Creating a system of health courts can become a reality–but it will require cooperation between the states and the federal government. The federal government has an important role to play, in establishing the medical appeals court and in providing start-up funding for health courts (in the intermediate term, the system could be financed with a small surcharge on malpractice insurance policies). Certainly, the federal government has in the past successfully conditioned receipt of federal funds on states taking certain actions. Congress also can help by chartering demonstration projects to build the base of empirical evidence for the model. Ultimately, the foundation for a new health court system should be developed in the states, which have traditionally regulated insurance and malpractice issues.

Interest in health courts is growing in Congress. Senate Majority Leader Bill Frist (R-Tenn.) has expressed support for the concept, as has Sen. Michael Enzi (RWyo.), chairman of the Senate Committee on Health, Education, Labor and Pensions. In fact, last year Enzi introduced legislation to facilitate the creation of pilot state health courts. Similar legislation is expected to be re-introduced later this year. Last year’s legislation drew on recommendations made by the Institute of Medicine in a 2002 report calling for system-wide demonstrations to improve health care quality. In the House, Rep. Mac Thornberry (R-Texas) has recently introduced legislation that would help create pilot state health courts.

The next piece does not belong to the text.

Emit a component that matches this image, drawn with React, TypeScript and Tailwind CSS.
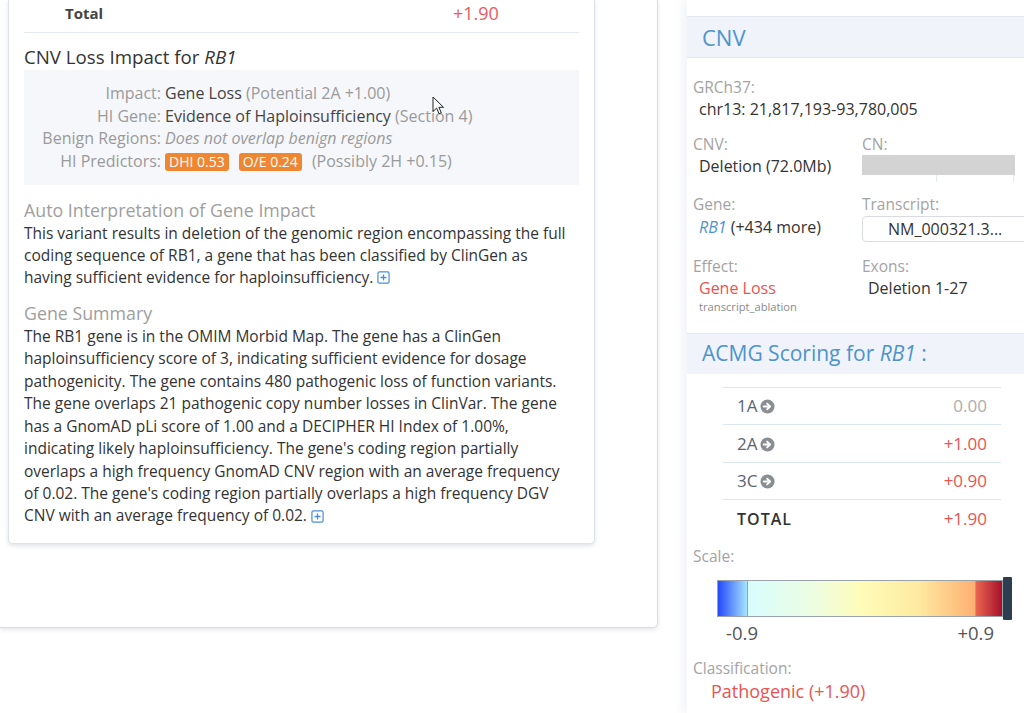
import type { ReactNode } from 'react';

const FONT = { fontFamily: '"Open Sans", "Noto Sans", sans-serif' };

function PlusSquare() {
  return (
    <svg viewBox="0 0 14 14" className="ml-1 inline-block h-[13px] w-[13px] -translate-y-[1px] align-middle">
      <rect x="1" y="1" width="12" height="12" rx="1.5" fill="none" stroke="#4a8fd6" strokeWidth="1.3" />
      <path d="M7 3.8v6.4M3.8 7h6.4" stroke="#4a8fd6" strokeWidth="1.4" />
    </svg>
  );
}

function ArrowCircle() {
  return (
    <svg viewBox="0 0 16 16" className="ml-[3px] inline-block h-[15px] w-[15px] align-middle -translate-y-[1px]">
      <circle cx="8" cy="8" r="7.5" fill="#8a8d91" />
      <path d="M4 8h6.2M7.6 4.9 10.8 8l-3.2 3.1" fill="none" stroke="#fff" strokeWidth="2" strokeLinecap="round" strokeLinejoin="round" />
    </svg>
  );
}

function Cursor() {
  return (
    <svg viewBox="0 0 12 19" className="pointer-events-none absolute left-[432px] top-[96px] h-[19px] w-[12px]">
      <path d="M1 1v14.5l3.6-3.4 2.5 5.6 2.2-1-2.4-5.4H11.5z" fill="#fff" stroke="#222" strokeWidth="1" strokeLinejoin="round" />
    </svg>
  );
}

function Badge({ children }: { children: ReactNode }) {
  return (
    <span className="inline-block rounded-[3px] bg-[#ef8632] px-[4px] text-[14px] leading-[18px] text-white">
      {children}
    </span>
  );
}

function Row({ label, children }: { label: string; children: ReactNode }) {
  return (
    <>
      <span className="text-right text-[#9a9a9a]">{label}:</span>
      <span className="text-[#444]">{children}</span>
    </>
  );
}

function Field({ label, children, className = '' }: { label: string; children: ReactNode; className?: string }) {
  return (
    <div className={className}>
      <div className="text-[15.5px] leading-[20px] text-[#a3a3a3]">{label}</div>
      {children}
    </div>
  );
}

function ScoreRow({ code, value, tone }: { code: string; value: string; tone: 'red' | 'gray' }) {
  return (
    <div className="flex h-[37.3px] items-center justify-between border-b border-[#dae6f1] px-[14px]">
      <span className="text-[17px] text-[#5b6472]">
        {code}
        <ArrowCircle />
      </span>
      <span className={`text-[17px] ${tone === 'red' ? 'text-[#ea5450]' : 'text-[#adadad]'}`}>{value}</span>
    </div>
  );
}

function LeftPanel() {
  return (
    <div className="relative w-[658px] shrink-0 self-start rounded-br-[5px] border-r border-b border-[#d3dbe5] bg-white pb-[83px] pl-2 pr-[62px] shadow-[0_2px_4px_rgba(40,60,90,0.12)]">
      <div className="rounded-b-[5px] border-x border-b border-[#dde3ea] bg-white px-[15px] pb-[16px] shadow-[0_2px_4px_rgba(40,60,90,0.14)]">
        <div className="grid h-[33px] grid-cols-[429px_1fr] items-center border-b border-[#e6ebf1] pb-[5px]">
          <span className="pl-[41px] text-[15px] font-bold text-[#444]">Total</span>
          <span className="text-[18px] text-[#ee5a5e]">+1.90</span>
        </div>

        <h3 className="mt-[12px] text-[18.7px] leading-[24px] text-[#333]">
          CNV Loss Impact for <i>RB1</i>
        </h3>
        <div className="mt-[1px] grid grid-cols-[137px_1fr] gap-x-[4px] bg-[#f5f7fa] py-[12px] text-[16px] leading-[22.6px]">
          <Row label="Impact">
            Gene Loss <span className="text-[#9a9a9a]">(Potential 2A +1.00)</span>
          </Row>
          <Row label="HI Gene">
            Evidence of Haploinsufficiency <span className="text-[#9a9a9a]">(Section 4)</span>
          </Row>
          <Row label="Benign Regions">
            <i className="text-[#9a9a9a]">Does not overlap benign regions</i>
          </Row>
          <Row label="HI Predictors">
            <span className="inline-flex items-center gap-[10px]">
              <Badge>DHI 0.53</Badge>
              <Badge>O/E 0.24</Badge>
              <span className="text-[#9a9a9a]">(Possibly 2H +0.15)</span>
            </span>
          </Row>
        </div>

        <h4 className="mt-[13px] text-[17.8px] leading-[24px] text-[#9e9e9e]">Auto Interpretation of Gene Impact</h4>
        <p className="pr-[8px] text-[15.5px] leading-[22px] text-[#333]">
          This variant results in deletion of the genomic region encompassing the full coding sequence of RB1, a gene
          that has been classified by ClinGen as having sufficient evidence for haploinsufficiency.
          <PlusSquare />
        </p>

        <h4 className="mt-[13px] text-[17.8px] leading-[24px] text-[#9e9e9e]">Gene Summary</h4>
        <p className="pr-[8px] text-[15.5px] leading-[22.4px] text-[#333]">
          The RB1 gene is in the OMIM Morbid Map. The gene has a ClinGen haploinsufficiency score of 3, indicating
          sufficient evidence for dosage pathogenicity. The gene contains 480 pathogenic loss of function variants. The
          gene overlaps 21 pathogenic copy number losses in ClinVar. The gene has a GnomAD pLi score of 1.00 and a
          DECIPHER HI Index of 1.00%, indicating likely haploinsufficiency. The gene's coding region partially overlaps
          a high frequency GnomAD CNV region with an average frequency of 0.02. The gene's coding region partially
          overlaps a high frequency DGV CNV with an average frequency of 0.02.
          <PlusSquare />
        </p>
      </div>
      <Cursor />
    </div>
  );
}

function ScaleBar() {
  return (
    <div className="ml-[30px] mt-[11px] flex h-[43px] items-center">
      <div className="flex h-[37px] w-[286px] border border-[#9aa3ab]">
        <div className="w-[29px] bg-[linear-gradient(to_right,#2449ff,#a6e4ff)]" />
        <div className="flex-1 border-x border-[#9aa3ab] bg-[linear-gradient(to_right,#d8fdff,#eefde0_30%,#fffcb8_50%,#feeaa0_75%,#fdb072)]" />
        <div className="w-[26px] bg-[linear-gradient(to_right,#ea6650,#a50f2a)]" />
      </div>
      <div className="h-[43px] w-[9px] rounded-[1px] bg-[#2c3e50]" />
    </div>
  );
}

function RightPanel() {
  return (
    <div className="min-h-[713px] min-w-0 flex-1 overflow-hidden bg-white shadow-[-6px_0_8px_rgba(40,60,90,0.05)]" style={FONT}>
      <div className="h-[16px]" />
      <div className="flex h-[42px] items-center border-y border-[#e4e9f0] bg-[#f0f3f9] pl-[15px] text-[22px] text-[#4d93cf]">
        CNV
      </div>

      <div className="px-[6px] pt-[19px]">
        <Field label="GRCh37:">
          <div className="pl-[6px] text-[16px] leading-[24px] text-[#333]">chr13: 21,817,193-93,780,005</div>
        </Field>

        <div className="mt-[13px] grid grid-cols-[169px_1fr]">
          <Field label="CNV:">
            <div className="pl-[6px] text-[16px] leading-[24px] text-[#333]">Deletion (72.0Mb)</div>
          </Field>
          <Field label="CN:">
            <div className="mt-[1px] h-[20px] w-[153px] bg-[#d3d3d3]" />
            <div className="flex h-[7px] w-[153px]">
              <div className="w-[75px] border-r border-[#e2e8f0]" />
              <div className="w-[77px] border-r border-[#e2e8f0]" />
            </div>
          </Field>
        </div>

        <div className="mt-[12px] grid grid-cols-[169px_1fr]">
          <Field label="Gene:">
            <div className="mt-[1px] pl-[6px] text-[16px] leading-[24px] text-[#333]">
              <i className="text-[#4d93cf]">RB1</i> (+434 more)
            </div>
          </Field>
          <Field label="Transcript:">
            <div className="mt-[2px] flex h-[26px] w-[170px] items-center rounded-[4px] border border-[#d9dde2] pl-[25px] text-[16px] text-[#333]">
              NM_000321.3...
            </div>
          </Field>
        </div>

        <div className="mt-[14px] grid grid-cols-[169px_1fr]">
          <Field label="Effect:">
            <div className="pl-[6px] text-[16px] leading-[24px] text-[#ea5450]">Gene Loss</div>
            <div className="pl-[6px] text-[11.2px] leading-[14px] text-[#8a8a8a]">transcript_ablation</div>
          </Field>
          <Field label="Exons:">
            <div className="pl-[6px] text-[16px] leading-[24px] text-[#333]">Deletion 1-27</div>
          </Field>
        </div>
      </div>

      <div className="mt-[19px] flex h-[41px] items-center border-t border-[#e4e9f0] bg-[#f0f3f9] pl-[15px] text-[21px] text-[#4d93cf]">
        ACMG Scoring for&nbsp;<i>RB1</i>&nbsp;:
      </div>

      <div className="ml-[36px] mr-[23px] mt-[13px] border-t border-[#dae6f1]">
        <ScoreRow code="1A" value="0.00" tone="gray" />
        <ScoreRow code="2A" value="+1.00" tone="red" />
        <ScoreRow code="3C" value="+0.90" tone="red" />
        <div className="flex h-[37.3px] items-center justify-between px-[14px]">
          <span className="text-[16px] font-semibold tracking-[1px] text-[#333]">TOTAL</span>
          <span className="text-[17px] text-[#ea5450]">+1.90</span>
        </div>
      </div>

      <div className="px-[6px]">
        <div className="mt-[9px] text-[15.5px] leading-[20px] text-[#a3a3a3]">Scale:</div>
      </div>
      <ScaleBar />
      <div className="ml-[39px] mt-[1px] flex w-[268px] justify-between text-[18.5px] leading-[24px] text-[#555]">
        <span>-0.9</span>
        <span>+0.9</span>
      </div>

      <div className="px-[6px]">
        <div className="mt-[13px] text-[15.5px] leading-[20px] text-[#a3a3a3]">Classification:</div>
        <div className="pl-[18px] pt-[1px] text-[18px] leading-[24px] text-[#ea5450]">Pathogenic (+1.90)</div>
      </div>
    </div>
  );
}

export default function App() {
  return (
    <div className="flex h-[713px] overflow-hidden bg-white" style={FONT}>
      <LeftPanel />
      <div className="w-[29px] shrink-0" />
      <RightPanel />
    </div>
  );
}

Support for health courts is bipartisan. The Progressive Policy Institute, a Democratic think tank known in the 1990s as President Clinton’s “idea mill,” has endorsed the concept, as have scores of patient safety and health care leaders. Some consumer groups support the idea, appreciating the opportunities for increased compensation, expedited legal proceedings, and improved health care quality; others still worry that the proposal could erode access to the civil justice system. Not surprisingly, personal injury lawyers see the proposal as a threat to the status quo. Still, the idea of health courts has broad appeal. In a Harris Interactive survey released in 2004, nearly two in three Americans supported the creation of specialized health courts.(8)

The concept of special courts is one with a long pedigree in American history. Since the Judiciary Act of 1789, admiralty courts have–without juries–handled disputes arising from navigation, ocean resources, and maritime commerce. Today, many other specialized courts are functioning as an important part of our justice system. Special health courts represent the best way of compensating injured patients and establishing greater reliability of medical justice. With public support and congressional leadership, this promising approach to medical justice can become a reality.